4.1.2 Reserve
requirement
Commercial banks must maintain a given fraction of deposits
with the Central bank. These reserves are mandatory and so, are called legal
reserve requirements. These reserves are stated as percentage of the deposits.
The Central bank can manipulate this reserved requirement to influence money
available to commercial banks and the public.
When the Central bank wants the money supply reduced, it
increases the reserves required and by reducing it, it increases money supply
(Assiimwe H. M.,2009:192).The cash reserve is one of the instruments available
to NBR for controlling base money(implementation of monetary policy by National
Bank of Rwanda2010).
4.1.3 Discount rate
One of the functions of the Central bank is to act as a lender
of last resort, that is, when commercial banks are in dire need of cash, they
can borrow from the Central bank and the Central bank extends credit to the
commercial banks at an interest rate called bank rate (discount rate).
This rate has a direct relationship with the interest rate
that the banks charge their borrowers. When the commercial banks are charged a
higher bank rate, they likewise charge a higher interest rate to the borrowers.

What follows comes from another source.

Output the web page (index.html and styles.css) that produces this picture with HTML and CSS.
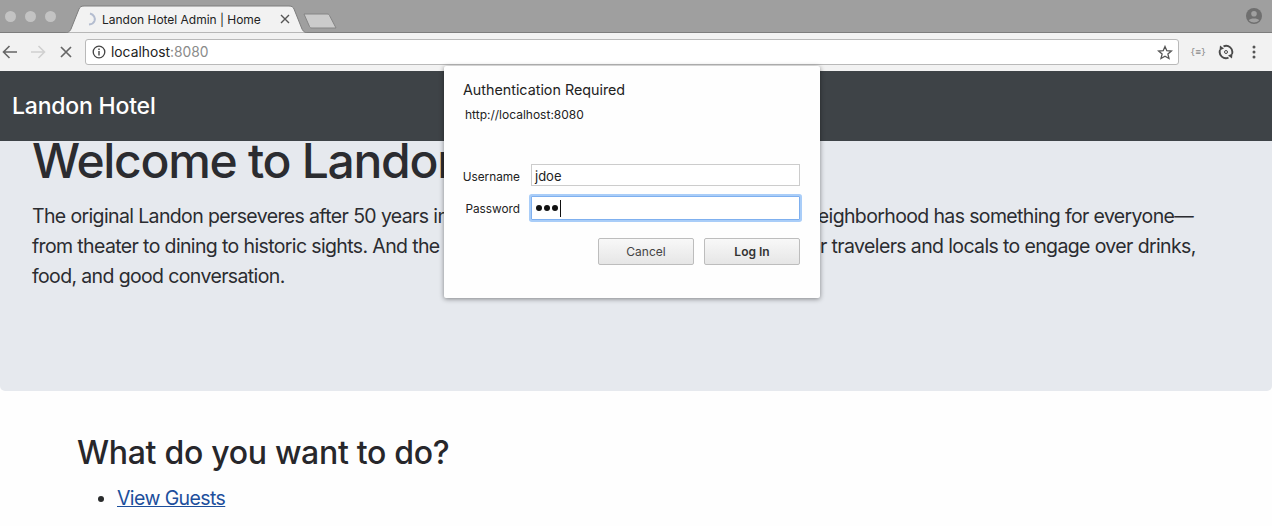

Whenever, the Central bank wants a reduction in money supply, it raises the
bank rate. This forces the commercial banks to raise the interest rate which in
turn discourages borrowing (Assiimwe H. M., 2009:192).
4.1.4 Exchange
Rate
The balance of payments can be in deficit or in surplus and
each of these affect the monetary base, and hence the money supply in one
direction or the other. By selling or buying foreign exchange, the Central bank
ensures that the exchange rate is at levels that do not affect domestic money
supply in undesired direction (macroeconomics course).
4.1.5 Direct Credit
Control
The Central bank can direct Deposit Money Banks on the maximum
percentage or amount of loans (credit ceilings) to different economic sectors
or activities, interest rate caps, liquid asset ratio and issue credit
guarantee to preferred loans. In this way the available savings is allocated
and investment directed in particular directions (Macroeconomics course)
4.1.6 Moral
Suasion
The Central bank issues licenses or operating permit to
Deposit Money Banks and also regulates the operation of the banking system. It
can, from this advantage, persuade banks to follow certain paths such as credit
restraint or expansion, increased savings mobilization and promotion of exports
through financial support, which otherwise they may not do, on the basis of
their risk/return assessment (Macroeconomics course).